Kitab perukunan yang berisi resep praktis tatacara shalat pertama kali diterbitkan oleh Mathba'ah al-Miriyah al-Kainah, Mekkah, pada tahun 1315 H/1897 M. Selanjutnya diterbitkan di Singapura pada tahun 1318 H. Setelah itu diulang cetak  di Bombay, Thailand, Indonesia dan Malaysia. Hal ini menunjukkan Kitab Perukunan sangat berpengaruh bagi masyarakat Islam dunia.

Di Nusantara sendiri, Kitab Perukunan telah mengilhami para ulama Nusantara lainnya untuk disadur dan diterjemahkan ke bahasa daerah lainnya. Sebagai contoh, Sayyid Utsman al-Batawi, ulama abad XIX yang menulis Kitab Babul Minan. Kitab berbahasa Melayu ini sangat masyhur di kalangan masyarakat Betawi dan biasa dijadikan pegangan untuk santri pemula dan kalangan yang baru belajar agama.

Di Jawa, juga telah lahir kitab Perukunan berbahasa Jawa yang pertama ditulis oleh KH. Muhammad Sholeh b. Umar atau lebih dikenal dengan sebutan Kiai Sholeh Darat, ulama Semarang abad XIX. Kitab itu diberi judul "Fasholatan" yang pertamakali diterbitkan di Bombay dan setelah beliau wafat dicetak berulang-ulang di Surabaya.

Kitab Perukunan "Fasholatan" berbahasa Jawa juga ditulis oleh ulama asal Kudus, KH.R. Asnawi. Kitab ini diterbitkan oleh penerbit Menara Kudus pada tahun 1970 dan sampai sekarang masih dibaca dan diajarkan untuk santri-santri pemula.

Adapun di daerah Pasundan, Kitab Perukunan telah diterjemahkan oleh ulama Sukabumi, Mamah Hasan Basri dengan judul Kitab Perukunan Sunda.

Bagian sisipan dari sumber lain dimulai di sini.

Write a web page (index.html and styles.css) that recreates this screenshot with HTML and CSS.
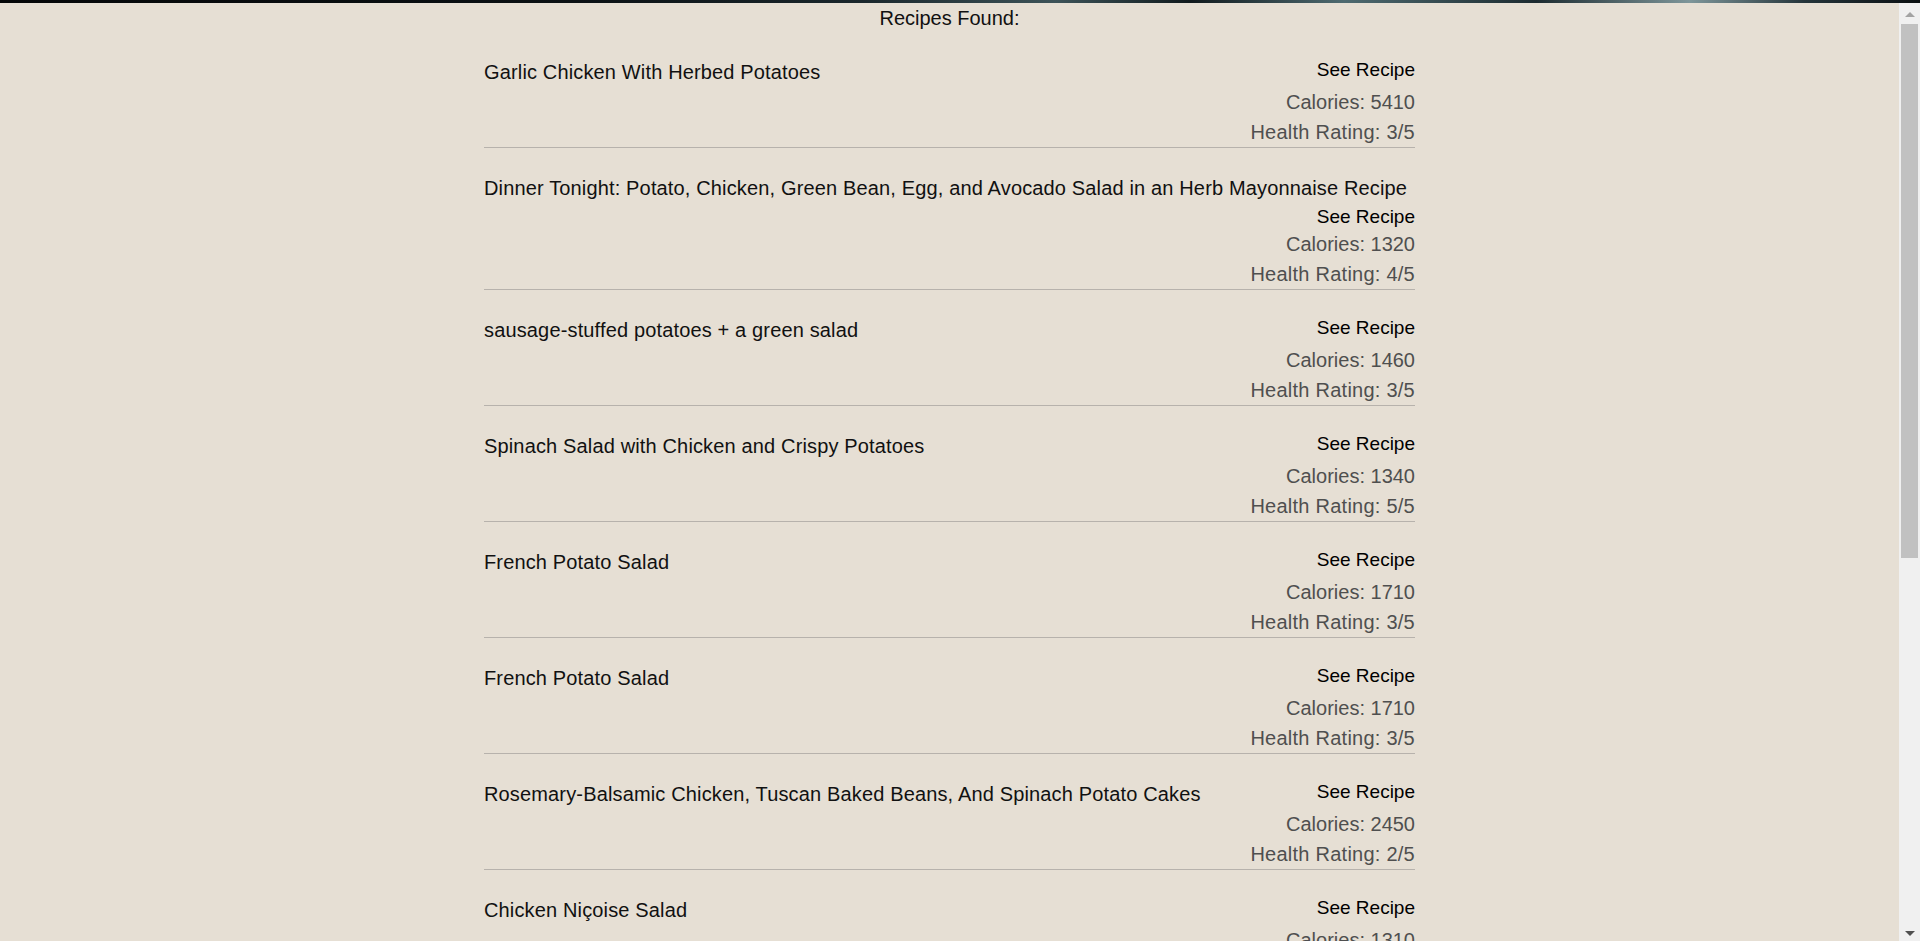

Beliau adalah salah satu murid Mamah Sempur yang pernah belajar kepada Sayyid Utsman al-Batawi. Kitab Perukunan berbahasa Sunda yang ditulis Mamah Hasan Basri ini dibaca dan diajarkan kepada kalangan yang baru belajar agama di seluruh Pasundan.

Kitab Perukunan yang telah disalin ke dalam bahasa daerah dan digunakan oleh tiap-tiap muslim di seluruh Nusantara menandakan kemasyhuran tata cara shalat muslim Nusantara. Dari mulai bacaan "nawaitu" dan "ushalli" lengkap dengan kaifiyah dan tata caranya merupakan bukti kehati-hatian masyarakat Nusantara dalam menjalankan peribadatan.

Atas dasar inilah, sangat wajar jika kitab Perukunan berpengaruh besar dalam ketertiban muslim Nusantara mengerjakan shalat. Dan jika sekarang ini kita menyaksikan segelintir muslim nusantara yang shalatnya kurang tertib maka hal itu karena mereka belum pernah belajar Kitab Perukunan. Wallahu a'lam.